- _What the exercise asks_
Check each line of the listing below for the string "styles", and copy the ones that have it.

- _Records with interface code_
※ ※ ※

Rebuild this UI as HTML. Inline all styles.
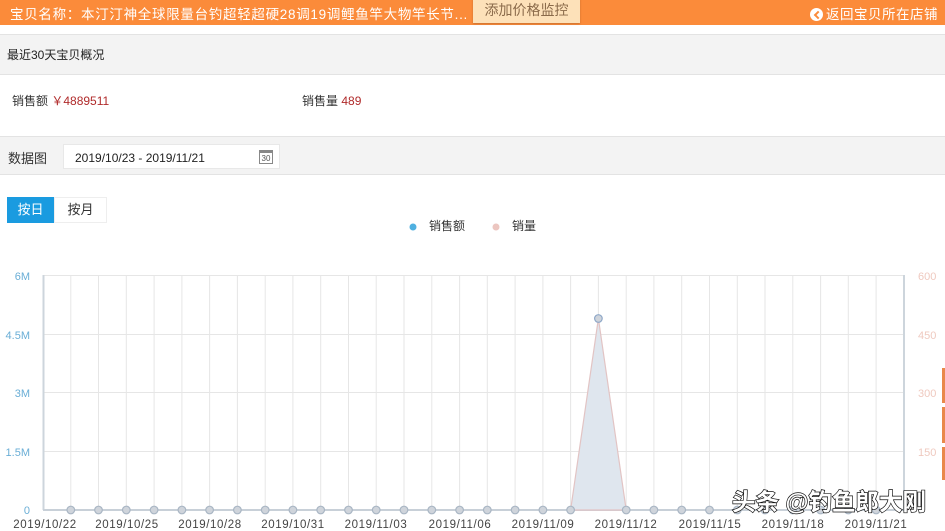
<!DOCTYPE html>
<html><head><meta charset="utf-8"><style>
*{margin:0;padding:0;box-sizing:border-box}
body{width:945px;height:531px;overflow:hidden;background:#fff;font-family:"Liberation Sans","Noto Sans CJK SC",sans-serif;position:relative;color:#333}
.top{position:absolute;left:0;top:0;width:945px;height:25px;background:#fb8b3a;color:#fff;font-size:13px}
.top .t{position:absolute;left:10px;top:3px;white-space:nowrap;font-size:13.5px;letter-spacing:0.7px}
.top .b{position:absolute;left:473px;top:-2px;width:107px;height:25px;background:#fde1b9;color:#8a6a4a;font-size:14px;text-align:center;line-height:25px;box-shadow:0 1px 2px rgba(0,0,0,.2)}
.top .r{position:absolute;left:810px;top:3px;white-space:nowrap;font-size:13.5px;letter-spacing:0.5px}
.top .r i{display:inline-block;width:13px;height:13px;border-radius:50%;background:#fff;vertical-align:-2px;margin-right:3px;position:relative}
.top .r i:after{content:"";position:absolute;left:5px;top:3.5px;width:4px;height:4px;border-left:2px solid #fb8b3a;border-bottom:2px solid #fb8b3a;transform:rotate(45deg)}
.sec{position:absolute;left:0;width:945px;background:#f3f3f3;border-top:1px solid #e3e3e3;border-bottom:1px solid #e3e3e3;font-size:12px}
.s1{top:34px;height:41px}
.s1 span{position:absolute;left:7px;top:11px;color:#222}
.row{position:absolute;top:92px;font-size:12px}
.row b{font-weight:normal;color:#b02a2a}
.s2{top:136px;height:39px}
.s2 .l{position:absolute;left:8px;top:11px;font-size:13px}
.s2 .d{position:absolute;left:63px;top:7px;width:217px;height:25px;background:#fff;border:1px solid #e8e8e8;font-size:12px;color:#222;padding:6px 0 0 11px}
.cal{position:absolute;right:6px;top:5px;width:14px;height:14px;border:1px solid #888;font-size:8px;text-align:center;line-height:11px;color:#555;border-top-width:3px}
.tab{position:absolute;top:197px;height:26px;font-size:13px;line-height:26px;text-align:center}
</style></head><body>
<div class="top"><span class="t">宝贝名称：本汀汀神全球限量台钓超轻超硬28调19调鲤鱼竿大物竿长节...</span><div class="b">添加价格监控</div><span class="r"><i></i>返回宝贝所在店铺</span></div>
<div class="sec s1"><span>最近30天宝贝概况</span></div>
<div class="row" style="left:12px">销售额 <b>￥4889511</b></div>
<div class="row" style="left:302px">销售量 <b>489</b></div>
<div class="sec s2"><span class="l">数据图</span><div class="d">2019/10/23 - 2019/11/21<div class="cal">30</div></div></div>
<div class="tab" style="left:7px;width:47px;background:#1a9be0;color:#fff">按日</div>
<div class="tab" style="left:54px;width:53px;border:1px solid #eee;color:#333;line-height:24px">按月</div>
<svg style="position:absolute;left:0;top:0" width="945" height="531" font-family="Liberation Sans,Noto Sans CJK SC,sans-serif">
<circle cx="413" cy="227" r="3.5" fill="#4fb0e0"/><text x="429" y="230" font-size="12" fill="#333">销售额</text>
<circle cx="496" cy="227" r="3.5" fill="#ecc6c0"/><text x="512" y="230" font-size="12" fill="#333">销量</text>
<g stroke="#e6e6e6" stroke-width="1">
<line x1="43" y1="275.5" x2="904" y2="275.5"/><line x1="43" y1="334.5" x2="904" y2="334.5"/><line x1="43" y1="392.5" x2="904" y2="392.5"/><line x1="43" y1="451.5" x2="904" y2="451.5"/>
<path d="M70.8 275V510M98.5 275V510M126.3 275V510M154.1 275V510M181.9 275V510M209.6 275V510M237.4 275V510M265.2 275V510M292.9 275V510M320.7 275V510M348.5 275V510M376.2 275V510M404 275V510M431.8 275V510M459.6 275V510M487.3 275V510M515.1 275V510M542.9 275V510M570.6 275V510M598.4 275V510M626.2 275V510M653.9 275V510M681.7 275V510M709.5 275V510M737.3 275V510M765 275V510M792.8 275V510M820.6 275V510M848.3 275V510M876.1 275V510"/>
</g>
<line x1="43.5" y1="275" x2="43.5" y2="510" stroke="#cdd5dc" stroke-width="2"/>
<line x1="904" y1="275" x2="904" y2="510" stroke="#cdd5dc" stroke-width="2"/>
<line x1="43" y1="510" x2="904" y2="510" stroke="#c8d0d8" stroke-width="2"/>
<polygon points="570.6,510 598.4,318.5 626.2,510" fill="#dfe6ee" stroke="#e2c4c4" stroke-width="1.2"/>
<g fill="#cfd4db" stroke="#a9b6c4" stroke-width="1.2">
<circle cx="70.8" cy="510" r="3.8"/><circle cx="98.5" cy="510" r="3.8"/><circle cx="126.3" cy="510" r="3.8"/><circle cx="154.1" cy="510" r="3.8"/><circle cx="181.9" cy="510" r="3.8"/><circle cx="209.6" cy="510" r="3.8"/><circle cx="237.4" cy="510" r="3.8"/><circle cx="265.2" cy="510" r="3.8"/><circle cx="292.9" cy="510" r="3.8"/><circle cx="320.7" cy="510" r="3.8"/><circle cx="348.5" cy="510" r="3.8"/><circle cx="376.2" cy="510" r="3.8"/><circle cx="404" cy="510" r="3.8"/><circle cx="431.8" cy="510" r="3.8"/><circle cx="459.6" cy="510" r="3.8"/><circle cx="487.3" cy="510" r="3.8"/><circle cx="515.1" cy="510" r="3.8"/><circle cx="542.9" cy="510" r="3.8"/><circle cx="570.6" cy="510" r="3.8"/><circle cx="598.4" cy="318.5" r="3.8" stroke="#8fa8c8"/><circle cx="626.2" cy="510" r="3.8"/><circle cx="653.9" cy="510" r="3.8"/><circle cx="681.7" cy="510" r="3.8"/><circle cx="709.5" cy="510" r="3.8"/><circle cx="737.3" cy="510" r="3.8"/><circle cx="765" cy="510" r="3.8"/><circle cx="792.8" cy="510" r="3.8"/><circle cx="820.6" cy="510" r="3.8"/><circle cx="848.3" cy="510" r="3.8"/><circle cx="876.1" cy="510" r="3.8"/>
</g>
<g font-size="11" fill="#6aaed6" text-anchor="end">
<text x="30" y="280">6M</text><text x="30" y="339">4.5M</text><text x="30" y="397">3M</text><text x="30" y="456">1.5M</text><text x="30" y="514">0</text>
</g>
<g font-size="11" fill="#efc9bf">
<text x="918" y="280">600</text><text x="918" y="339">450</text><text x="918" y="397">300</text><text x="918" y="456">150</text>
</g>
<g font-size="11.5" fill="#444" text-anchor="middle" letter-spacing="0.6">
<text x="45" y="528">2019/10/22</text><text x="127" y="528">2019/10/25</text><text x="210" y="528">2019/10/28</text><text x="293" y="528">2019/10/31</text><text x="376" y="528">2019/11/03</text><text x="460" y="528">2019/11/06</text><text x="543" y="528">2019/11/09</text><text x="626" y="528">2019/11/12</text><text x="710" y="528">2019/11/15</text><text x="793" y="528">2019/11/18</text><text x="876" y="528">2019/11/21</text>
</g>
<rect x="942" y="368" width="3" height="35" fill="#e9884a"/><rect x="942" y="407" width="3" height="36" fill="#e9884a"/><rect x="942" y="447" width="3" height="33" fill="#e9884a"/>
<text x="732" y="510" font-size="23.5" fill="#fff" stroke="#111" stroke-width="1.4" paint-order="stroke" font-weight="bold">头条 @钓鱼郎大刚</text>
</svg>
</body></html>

※ ※ ※

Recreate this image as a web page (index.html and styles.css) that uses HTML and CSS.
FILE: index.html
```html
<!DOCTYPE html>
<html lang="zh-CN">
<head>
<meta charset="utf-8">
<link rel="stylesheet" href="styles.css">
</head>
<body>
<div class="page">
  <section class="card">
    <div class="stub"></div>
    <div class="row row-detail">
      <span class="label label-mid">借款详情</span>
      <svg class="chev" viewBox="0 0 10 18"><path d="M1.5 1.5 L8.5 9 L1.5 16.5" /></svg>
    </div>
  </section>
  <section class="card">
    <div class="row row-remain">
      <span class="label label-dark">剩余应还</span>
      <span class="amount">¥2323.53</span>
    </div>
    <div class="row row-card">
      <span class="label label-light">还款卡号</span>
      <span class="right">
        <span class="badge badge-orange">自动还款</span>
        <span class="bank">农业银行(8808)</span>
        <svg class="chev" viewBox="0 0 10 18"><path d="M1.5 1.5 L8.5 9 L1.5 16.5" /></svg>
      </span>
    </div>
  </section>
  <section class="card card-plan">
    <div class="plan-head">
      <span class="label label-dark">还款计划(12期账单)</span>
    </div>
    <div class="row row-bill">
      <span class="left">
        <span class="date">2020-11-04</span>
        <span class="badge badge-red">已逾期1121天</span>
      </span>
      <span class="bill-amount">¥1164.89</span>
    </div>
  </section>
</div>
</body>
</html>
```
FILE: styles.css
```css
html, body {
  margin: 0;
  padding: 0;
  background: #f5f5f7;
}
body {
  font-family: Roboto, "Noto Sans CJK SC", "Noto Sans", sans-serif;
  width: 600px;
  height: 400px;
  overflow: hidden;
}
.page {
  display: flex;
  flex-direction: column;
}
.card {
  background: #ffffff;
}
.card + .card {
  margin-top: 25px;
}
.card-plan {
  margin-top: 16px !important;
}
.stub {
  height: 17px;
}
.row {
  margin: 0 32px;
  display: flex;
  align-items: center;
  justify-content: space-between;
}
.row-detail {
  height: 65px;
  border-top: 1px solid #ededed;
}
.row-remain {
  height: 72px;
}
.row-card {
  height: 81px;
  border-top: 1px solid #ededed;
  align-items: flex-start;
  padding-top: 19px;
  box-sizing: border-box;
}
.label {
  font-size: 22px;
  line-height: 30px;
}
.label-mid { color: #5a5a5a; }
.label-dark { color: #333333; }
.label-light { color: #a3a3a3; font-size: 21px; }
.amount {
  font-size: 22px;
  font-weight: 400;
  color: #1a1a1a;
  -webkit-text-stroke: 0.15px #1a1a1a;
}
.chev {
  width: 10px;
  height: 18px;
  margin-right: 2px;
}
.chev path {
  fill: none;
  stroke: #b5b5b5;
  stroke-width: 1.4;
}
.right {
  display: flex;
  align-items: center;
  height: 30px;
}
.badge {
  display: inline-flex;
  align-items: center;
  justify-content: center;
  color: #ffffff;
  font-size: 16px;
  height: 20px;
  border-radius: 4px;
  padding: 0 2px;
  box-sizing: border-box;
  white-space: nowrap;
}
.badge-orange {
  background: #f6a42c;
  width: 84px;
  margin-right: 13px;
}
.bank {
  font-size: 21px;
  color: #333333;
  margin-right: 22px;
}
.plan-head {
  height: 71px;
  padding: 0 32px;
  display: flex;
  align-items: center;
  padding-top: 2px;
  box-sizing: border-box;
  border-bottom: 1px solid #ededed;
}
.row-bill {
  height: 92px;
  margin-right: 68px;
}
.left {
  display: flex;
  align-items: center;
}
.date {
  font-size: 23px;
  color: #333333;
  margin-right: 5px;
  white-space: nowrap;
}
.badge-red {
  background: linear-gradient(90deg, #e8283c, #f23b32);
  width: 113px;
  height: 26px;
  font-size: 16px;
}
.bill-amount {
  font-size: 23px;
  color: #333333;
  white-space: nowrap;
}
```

※ ※ ※

- _Full output_
Rebuild this UI as HTML. Inline all styles.
Recreate this image as a web page (index.html and styles.css) that uses HTML and CSS.
<link rel="stylesheet" href="styles.css">
FILE: styles.css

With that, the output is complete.